Monday, April 21, 2008

A BEAK of BRASS, BARREN and BARE

Sometimes used books that bear inscriptions feel a little like discarded wedding gowns...




This peculiar inscription was found in a copy of Anne Stevenson's Bitter Fame: a Life of Sylvia Plath. I wonder what became of Flis and Brenton.


'Dearest Flis,

"Had there been an axe handy, a poker, or any weapon that would have washed a hole in his father's breast and killed him, there and then, James would have seized it.


*
Mrs Ramsey, who had been sitting loosely, folding her son in her arm, braced herself, and, half turning, seemed to raise herself with an effort, and at once to pour erect into the air a rain of energy, a column of spray, looking at the same time animated and alive as if all her energies were being fused with force, burning and illuminating...
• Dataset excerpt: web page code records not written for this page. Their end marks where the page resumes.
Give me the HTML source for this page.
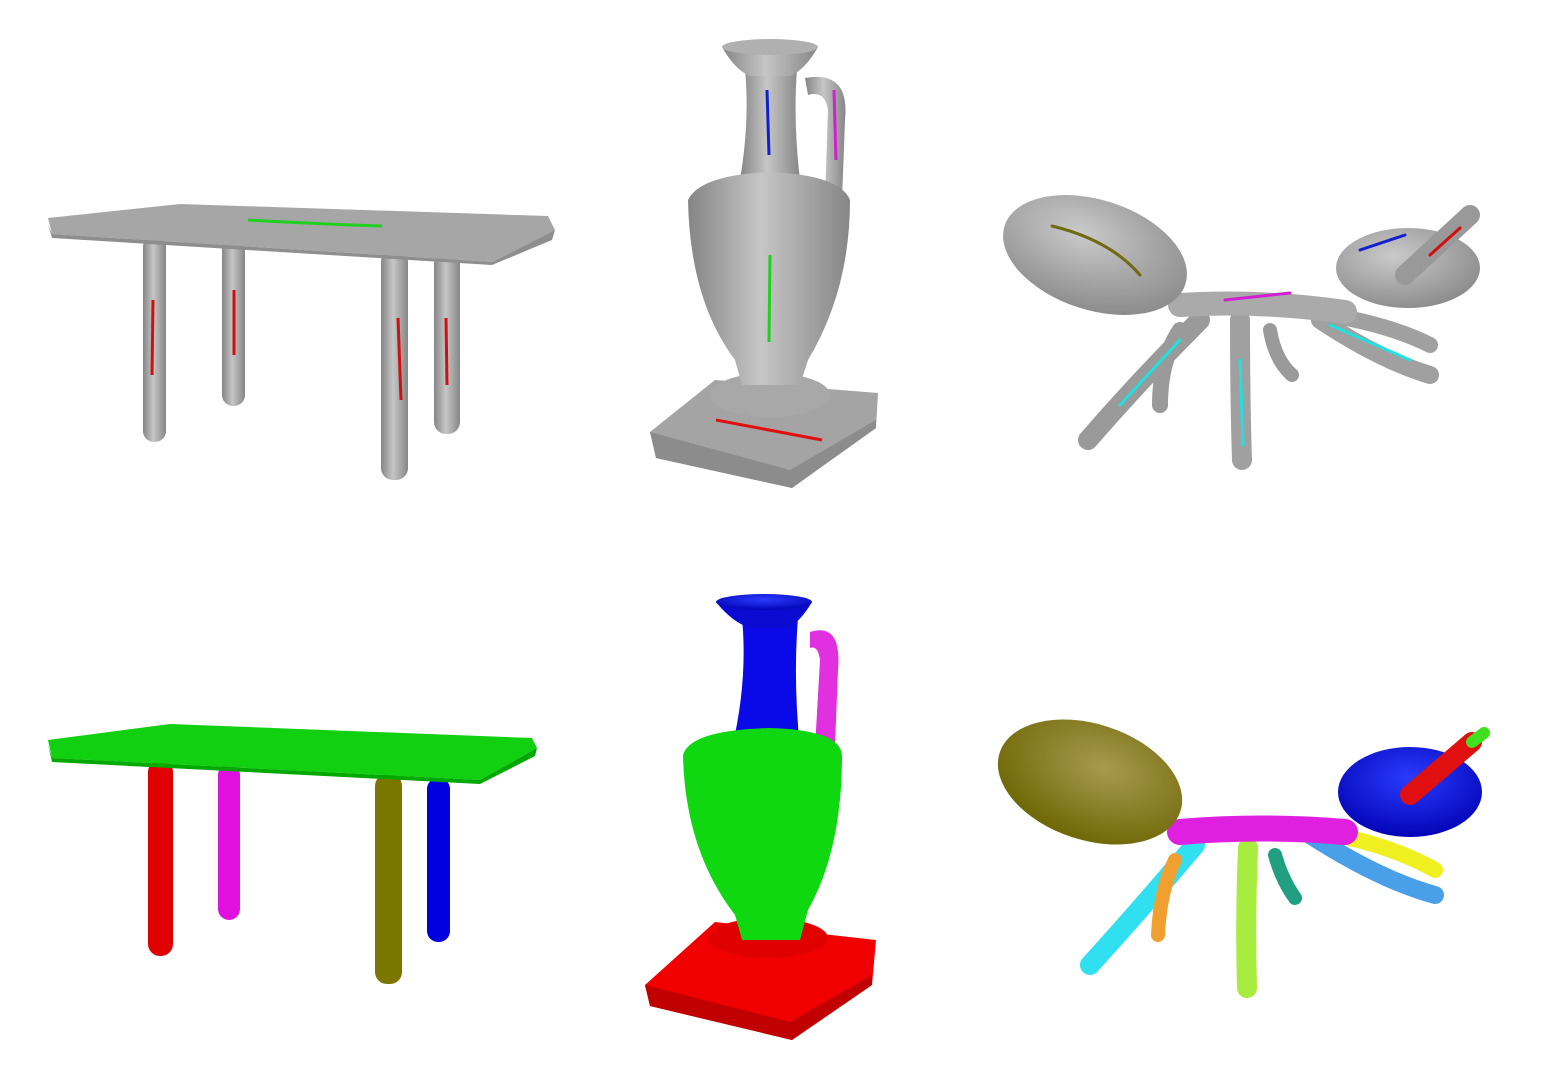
<!DOCTYPE html>
<html><head><meta charset="utf-8"><style>html,body{margin:0;padding:0;background:#fff}svg{display:block}</style></head>
<body>
<svg width="1547" height="1086" viewBox="0 0 1547 1086" xmlns="http://www.w3.org/2000/svg">
<defs>
<linearGradient id="g" x1="0" x2="1"><stop offset="0" stop-color="#858585"/><stop offset=".45" stop-color="#c6c6c6"/><stop offset="1" stop-color="#868686"/></linearGradient>
<radialGradient id="rg" cx=".4" cy=".35" r=".7"><stop offset="0" stop-color="#cacaca"/><stop offset="1" stop-color="#8a8a8a"/></radialGradient>
<radialGradient id="ol" cx=".55" cy=".35" r=".7"><stop offset="0" stop-color="#a89a50"/><stop offset="1" stop-color="#6a6400"/></radialGradient>
<radialGradient id="bl" cx=".5" cy=".35" r=".7"><stop offset="0" stop-color="#2a3cff"/><stop offset="1" stop-color="#0000b0"/></radialGradient>
</defs>
<rect width="1547" height="1086" fill="#fff"/>

<!-- TOP TABLE -->
<g>
<rect x="143" y="236" width="23" height="206" rx="11" fill="url(#g)"/>
<rect x="222" y="236" width="23" height="170" rx="11" fill="url(#g)"/>
<rect x="381" y="250" width="27" height="230" rx="12" fill="url(#g)"/>
<rect x="434" y="252" width="26" height="182" rx="12" fill="url(#g)"/>
<path d="M48 218 L180 204 L548 216 L555 230 L492 262 L52 234 Z" fill="#a6a6a6"/>
<path d="M48 224 L52 234 L492 262 L555 230 L552 240 L492 265 L52 238 Z" fill="#8e8e8e"/>
<path d="M248 220 Q320 224 382 226" stroke="#20d020" stroke-width="3" fill="none"/>
<path d="M153 300 L152 375" stroke="#d01010" stroke-width="3"/>
<path d="M234 290 L234 355" stroke="#d01010" stroke-width="3"/>
<path d="M398 318 L401 400" stroke="#d01010" stroke-width="3"/>
<path d="M446 318 L447 385" stroke="#d01010" stroke-width="3"/>
</g>

<!-- TOP VASE -->
<g>
<path d="M650 432 L715 380 L878 393 L876 428 L792 488 L656 458 Z" fill="#a4a4a4"/>
<path d="M650 432 L656 458 L792 488 L876 428 L876 420 L790 470 Z" fill="#8c8c8c"/>
<ellipse cx="770" cy="395" rx="60" ry="22" fill="#a8a8a8"/>
<path d="M805 78 Q850 70 845 120 L842 200 L825 200 L828 110 Q825 90 808 95 Z" fill="url(#g)"/>
<path d="M745 70 Q750 120 740 180 L800 180 Q793 120 797 70 Z" fill="url(#g)"/>
<path d="M688 200 Q700 175 770 172 Q840 175 850 200 Q850 290 808 360 L800 385 L742 385 L735 360 Q690 300 688 200 Z" fill="url(#g)"/>
<path d="M722 47 L818 47 Q805 70 790 76 L750 76 Q735 70 722 47 Z" fill="url(#g)"/>
<ellipse cx="770" cy="47" rx="48" ry="8" fill="#b0b0b0"/>
<path d="M767 90 L769 155" stroke="#1020d0" stroke-width="3"/>
<path d="M834 90 L836 160" stroke="#d020d0" stroke-width="3"/>
<path d="M770 255 L769 342" stroke="#20d020" stroke-width="3"/>
<path d="M716 420 L822 440" stroke="#e01010" stroke-width="3"/>
</g>

<!-- TOP ANT -->
<g fill="none" stroke-linecap="round">
<path d="M1200 320 Q1140 380 1088 440" stroke="#9a9a9a" stroke-width="20"/>
<path d="M1180 330 Q1160 360 1160 405" stroke="#9a9a9a" stroke-width="16"/>
<path d="M1240 320 Q1240 400 1242 460" stroke="#a0a0a0" stroke-width="20"/>
<path d="M1270 330 Q1275 360 1292 375" stroke="#9a9a9a" stroke-width="14"/>
<path d="M1320 320 Q1380 360 1430 375" stroke="#a0a0a0" stroke-width="18"/>
<path d="M1330 315 Q1390 325 1430 345" stroke="#a0a0a0" stroke-width="16"/>
<path d="M1180 305 Q1260 300 1345 312" stroke="#aaaaaa" stroke-width="24"/>
<ellipse cx="1095" cy="255" rx="95" ry="55" fill="url(#rg)" transform="rotate(18 1095 255)"/>
<ellipse cx="1408" cy="268" rx="72" ry="40" fill="url(#rg)"/>
<path d="M1405 275 L1470 215" stroke="#999" stroke-width="20"/>
<path d="M1052 226 Q1110 240 1140 275" stroke="#706a10" stroke-width="3"/>
<path d="M1360 250 L1405 235" stroke="#1020d0" stroke-width="3"/>
<path d="M1430 255 L1460 228" stroke="#d01010" stroke-width="3"/>
<path d="M1225 300 L1290 293" stroke="#d020d0" stroke-width="3"/>
<path d="M1120 405 L1180 340" stroke="#20e0e0" stroke-width="3"/>
<path d="M1240 360 L1243 445" stroke="#20e0e0" stroke-width="3"/>
<path d="M1330 325 L1410 360" stroke="#20e0e0" stroke-width="3"/>
</g>

<!-- BOTTOM TABLE -->
<g>
<rect x="148" y="760" width="25" height="196" rx="12" fill="#e00000"/>
<rect x="218" y="764" width="22" height="156" rx="11" fill="#e010e0"/>
<rect x="375" y="774" width="27" height="210" rx="12" fill="#7a7600"/>
<rect x="427" y="778" width="23" height="164" rx="11" fill="#0000e0"/>
<path d="M48 740 L170 724 L532 738 L537 748 L480 780 L52 758 Z" fill="#10d010"/>
<path d="M48 744 L52 758 L480 780 L537 748 L535 756 L480 784 L52 762 Z" fill="#00a800"/>
</g>

<!-- BOTTOM VASE -->
<g>
<path d="M645 985 L715 922 L876 940 L872 985 L792 1040 L650 1006 Z" fill="#f00000"/>
<path d="M645 985 L650 1006 L792 1040 L872 985 L872 975 L790 1022 Z" fill="#c00000"/>
<ellipse cx="768" cy="938" rx="60" ry="20" fill="#e00000"/>
<path d="M810 632 Q842 622 838 670 L835 745 L815 748 L820 660 Q818 645 810 648 Z" fill="#e030e0"/>
<path d="M742 618 Q748 680 732 748 L800 748 Q793 680 798 618 Z" fill="#0a0ae8"/>
<path d="M683 755 Q690 730 770 728 Q840 730 842 755 Q842 850 808 910 L800 940 L742 940 L735 915 Q685 850 683 755 Z" fill="#10d810"/>
<path d="M716 602 L812 602 Q800 622 788 628 L750 628 Q732 622 716 602 Z" fill="#0a0ad0"/>
<ellipse cx="764" cy="602" rx="48" ry="8" fill="url(#bl)"/>
</g>

<!-- BOTTOM ANT -->
<g fill="none" stroke-linecap="round">
<path d="M1195 845 Q1140 910 1090 965" stroke="#30e0f0" stroke-width="20"/>
<path d="M1175 860 Q1160 890 1158 935" stroke="#f0a030" stroke-width="14"/>
<path d="M1248 848 Q1245 920 1247 988" stroke="#a8ec40" stroke-width="20"/>
<path d="M1275 855 Q1282 880 1295 898" stroke="#20a080" stroke-width="14"/>
<path d="M1310 835 Q1380 880 1435 895" stroke="#4aa0e8" stroke-width="18"/>
<path d="M1350 838 Q1400 850 1435 870" stroke="#f0f020" stroke-width="16"/>
<path d="M1180 832 Q1260 825 1345 832" stroke="#e020e0" stroke-width="26"/>
<ellipse cx="1090" cy="782" rx="95" ry="58" fill="url(#ol)" transform="rotate(18 1090 782)"/>
<ellipse cx="1410" cy="792" rx="72" ry="45" fill="url(#bl)"/>
<path d="M1410 795 L1472 742" stroke="#e01010" stroke-width="20"/>
<path d="M1472 742 L1484 733" stroke="#40e020" stroke-width="12"/>
</g>
</svg>
</body></html>
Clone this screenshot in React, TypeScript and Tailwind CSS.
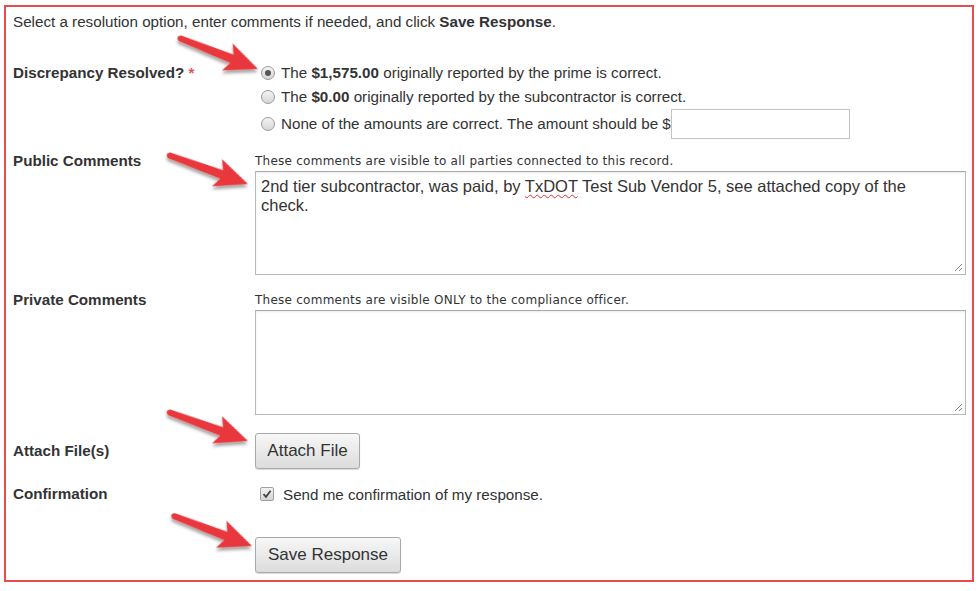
import React from "react";

function Radio({ checked }: { checked?: boolean }) {
  return (
    <span className="ml-[6px] flex h-[14px] w-[14px] shrink-0 items-center justify-center rounded-full border border-[#9a9a9a] bg-gradient-to-b from-[#f4f4f4] to-[#d6d6d6]">
      {checked && <span className="h-[6px] w-[6px] rounded-full bg-[#555]" />}
    </span>
  );
}

function Grip() {
  return (
    <svg className="absolute bottom-[2px] right-[2px]" width="9" height="9" viewBox="0 0 9 9">
      <path d="M8 1 L1 8 M8 5 L5 8" stroke="#8a8a8a" strokeWidth="1" />
    </svg>
  );
}

function Box({ h, children }: { h: string; children?: React.ReactNode }) {
  return (
    <div className={`relative w-[711px] ${h} border border-[#b9b9b9] border-t-[#a9a9a9] bg-white px-[5px] pt-[5px] text-[16.5px] leading-[19px] text-[#333] shadow-[inset_0_1px_2px_rgba(0,0,0,0.08)]`}>
      {children}
      <Grip />
    </div>
  );
}

function Arrows() {
  // tip position + rotation, taken from the reference
  const arrows = [
    { x: 258, y: 69, a: 21.5 },
    { x: 248, y: 184, a: 20 },
    { x: 248, y: 441, a: 20 },
    { x: 252, y: 546, a: 21 },
  ];
  return (
    <svg className="pointer-events-none absolute left-0 top-0" width="980" height="591">
      <defs>
        <filter id="sh" x="-50%" y="-50%" width="200%" height="200%">
          <feDropShadow dx="1" dy="3" stdDeviation="1.6" floodColor="#000" floodOpacity="0.35" />
        </filter>
      </defs>
      {arrows.map((ar, i) => (
        <g key={i} transform={`translate(${ar.x} ${ar.y}) rotate(${ar.a})`} filter="url(#sh)">
          <path
            d="M0 0 L-33 -14.5 L-28 -4.5 L-84 -3 Q-89 0 -84 3 L-28 4.5 L-33 14.5 Z"
            fill="#e8393c"
          />
        </g>
      ))}
    </svg>
  );
}

export default function App() {
  return (
    <div className="relative h-[591px] w-[980px] bg-white pl-[4px] pt-[5px] font-['Liberation_Sans',Arial,sans-serif] text-[15.2px] text-[#333]">
      <div className="h-[577px] w-[970px] border-2 border-[#e94a4c] pl-[7px] pt-[6px]">
        <p className="leading-[18px]">
          Select a resolution option, enter comments if needed, and click <b>Save Response</b>.
        </p>

        <div className="mt-[30px] flex">
          <div className="w-[242px] shrink-0 font-bold leading-[24px]">
            Discrepancy Resolved? <span className="text-[#e0555a]">*</span>
          </div>
          <div className="flex flex-col">
            <label className="flex h-[24px] items-center gap-[6px]">
              <Radio checked />
              <span>
                The <b>$1,575.00</b> originally reported by the prime is correct.
              </span>
            </label>
            <label className="flex h-[24px] items-center gap-[6px]">
              <Radio />
              <span>
                The <b>$0.00</b> originally reported by the subcontractor is correct.
              </span>
            </label>
            <label className="flex h-[30px] items-center gap-[6px]">
              <Radio />
              <span>None of the amounts are correct. The amount should be $</span>
              <input className="-ml-[6px] h-[30px] w-[179px] border border-[#c4c4c4] bg-white outline-none" />
            </label>
          </div>
        </div>

        <div className="mt-[13px] flex">
          <div className="w-[242px] shrink-0 font-bold leading-[18px]">Public Comments</div>
          <div>
            <div className="pt-[3px] font-['DejaVu_Sans',Verdana,sans-serif] text-[12px] leading-[13px] tracking-[0.25px] text-[#333]">
              These comments are visible to all parties connected to this record.
            </div>
            <div className="mt-[3px]">
              <Box h="h-[104px]">
                2nd tier subcontractor, was paid, by{" "}
                <span className="underline decoration-[#e0303a] decoration-wavy decoration-1 underline-offset-2">TxDOT</span>{" "}
                Test Sub Vendor 5, see attached copy of the
                <br />
                check.
              </Box>
            </div>
          </div>
        </div>

        <div className="mt-[16px] flex">
          <div className="w-[242px] shrink-0 font-bold leading-[18px]">Private Comments</div>
          <div>
            <div className="pt-[3px] font-['DejaVu_Sans',Verdana,sans-serif] text-[12px] leading-[13px] tracking-[0.25px] text-[#333]">
              These comments are visible ONLY to the compliance officer.
            </div>
            <div className="mt-[3px]">
              <Box h="h-[105px]" />
            </div>
          </div>
        </div>

        <div className="mt-[18px] flex h-[36px] items-center">
          <div className="w-[242px] shrink-0 font-bold">Attach File(s)</div>
          <button className="h-[36px] w-[105px] rounded-[3px] border border-[#a9a9a9] bg-gradient-to-b from-[#f7f7f7] to-[#dcdcdc] text-[17px] text-[#333] shadow-[0_1px_1px_rgba(0,0,0,0.15)]">
            Attach File
          </button>
        </div>

        <div className="mt-[15px] flex h-[20px] items-center">
          <div className="w-[242px] shrink-0 font-bold">Confirmation</div>
          <label className="flex items-center gap-[9px]">
            <span className="ml-[5px] flex h-[14px] w-[14px] items-center justify-center rounded-[2px] border border-[#a0a0a0] bg-gradient-to-b from-[#f2f2f2] to-[#d4d4d4]">
              <svg width="10" height="10" viewBox="0 0 10 10">
                <path d="M1.5 5.2 L4 7.8 L8.6 1.8" stroke="#444" strokeWidth="1.8" fill="none" />
              </svg>
            </span>
            <span className="pt-[3px]">Send me confirmation of my response.</span>
          </label>
        </div>

        <div className="mt-[33px] flex">
          <div className="w-[242px] shrink-0" />
          <button className="h-[36px] w-[146px] rounded-[3px] border border-[#a9a9a9] bg-gradient-to-b from-[#f7f7f7] to-[#dcdcdc] text-[17px] text-[#333] shadow-[0_1px_1px_rgba(0,0,0,0.15)]">
            Save Response
          </button>
        </div>
      </div>
      <Arrows />
    </div>
  );
}
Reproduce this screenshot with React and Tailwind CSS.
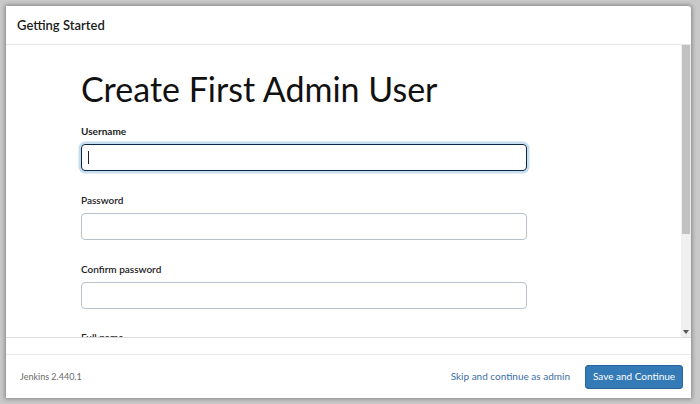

And into this delicious fecundity, this fountain and spray of life, the fatal sterility of the male plunged itself, like a beak of brass, barren and bare."

Virginia Woolf: To the Lighthouse 


Love Brenton'
 

Dear Virginia is certainly fond of spray. I think I picked this one up from Basilisk Books in Fitzroy.

Nymph Wing

I have been much amused by the curios I've come across in second-hand books. I thought I might start documenting my finds.

I was delighted to find this wing in a copy of Rudyard Kipling's Just So Stories.


I bought this book for my boyfriend at Alice's Bookshop, Carlton North.